- Church: Episcopal Church
- Diocese: Newark
- In office: 2000–2007
- Predecessor: John Shelby Spong
- Successor: Mark M. Beckwith
- Previous post: Coadjutor Bishop of Newark (1998-2000)

Orders
- Ordination: March 6, 1964 by Frederick J. Warnecke
- Consecration: November 21, 1998 by Arthur Benjamin Williams, Jr.

Personal details
- Born: August 25, 1938 Pottsville, Pennsylvania
- Died: February 23, 2023 (aged 84) Leesport, Pennsylvania
- Denomination: Anglican

= John Croneberger =

John Palmer Croneberger (August 25, 1938 – February 23, 2023) was an American clergyman of the Episcopal Church in the United States of America. He served as the ninth bishop of the Diocese of Newark (based in Newark, New Jersey).

==Biography==
Croneberger was serving as rector at the Church of the Atonement in Tenafly, New Jersey, in June 1998 when he was elected as Bishop of Newark. He was consecrated as Bishop Coadjutor on November 21 of the same year.
Croneberger succeeded Bishop John Shelby Spong on February 26, 2000, in an installation ceremony at Trinity & St. Philip's Cathedral, Newark.

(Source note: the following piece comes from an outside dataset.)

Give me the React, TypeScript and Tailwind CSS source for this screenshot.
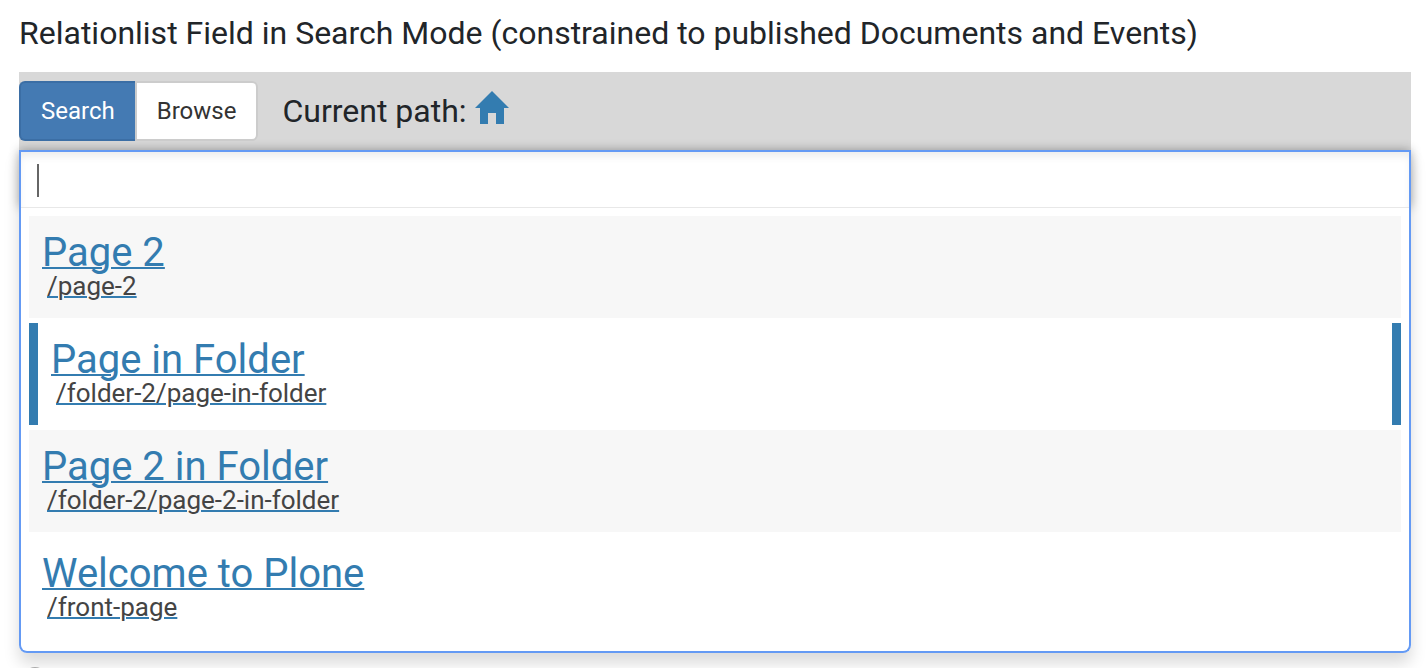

As diocesan bishop, he continued Spong's agenda of radical inclusion. On accepting LGBTQ inclusion in the Episcopal Church, Croneberger said:
"Supporting" inclusion "may be more important than unity within the worldwide Anglican communion."

On April 6, 2005, he announced his intention to retire in January 2007, citing the health of his wife, Marilyn.

The diocese held a special convention to elect his successor on September 23, 2006. Mark Beckwith, the rector of All Saints' Episcopal Church in Worcester, Massachusetts, was elected on the third ballot.

Croneberger also served as an Assistant Bishop of the Diocese of Bethlehem.

John Croneberger died in Leesport, Pennsylvania, on February 23, 2023, at the age of 84.